Un jeu dangereux sur deux tableaux
Aleksandar Vučić est passé maître dans l’art de l’équilibre politique. Il a passé des années au pouvoir à tirer profit des tensions géopolitiques entre l’Est et l’Ouest. Son voyage à Moscou pourrait être une tentative de continuer ce jeu : renforcer le soutien des nationalistes serbes, obtenir des gains économiques ou politiques de la part du Kremlin, puis essayer de monnayer sa loyauté auprès de l’Occident à un meilleur prix.
Mais en 2025, cette stratégie paraît de plus en plus obsolète. Le monde a changé.
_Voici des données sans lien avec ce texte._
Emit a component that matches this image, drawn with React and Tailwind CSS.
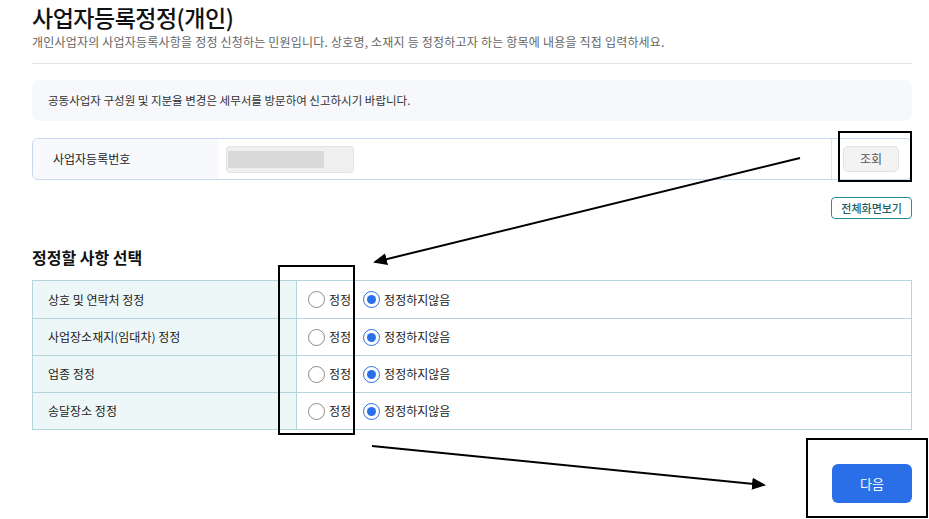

Une Europe secouée par la guerre en Ukraine ne tolère plus le double jeu. La Russie, engluée dans les sanctions, la crise économique et une guerre ruineuse, a perdu de son attrait, même comme allié temporaire. Vučić risque de se retrouver sans rien, ayant perdu la confiance de l’Occident sans rien gagner de Moscou.
Pour la Serbie, ce choix pourrait être décisif. Le chemin vers l’UE, malgré ses difficultés, promet stabilité, prospérité et sécurité. L’alternative — le rapprochement avec la Russie — signifie sanctions, isolement et militarisme, qui ont déjà conduit Moscou au bord de l’abîme. Le peuple serbe, qui a souffert de décennies de conflits et de privations, mérite mieux que de devenir un pion dans les jeux géopolitiques du Kremlin.
L’heure du choix
La participation d’Aleksandar Vučić et des militaires serbes au défilé du 9 mai sur la place Rouge n’est pas un simple geste symbolique. C’est un manifeste politique qui définira la place de la Serbie dans le monde pour les années à venir. En défilant sous les murs du Kremlin, Vučić risque de piétiner les espoirs de millions de Serbes pour un avenir européen, en plaçant le pays du côté de l’agresseur condamné par le monde civilisé.
L’histoire ne pardonne pas à ceux qui, pour un gain immédiat, oublient les leçons du passé. Aujourd’hui, alors que la Russie ramène la guerre sur le continent, le choix de la Serbie est clair : un avenir éclairé ou l’ombre sombre du militarisme. À Vučić de décider s’il sera le leader qui mènera son pays vers la prospérité, ou le prisonnier d’illusions anciennes menant à une impasse.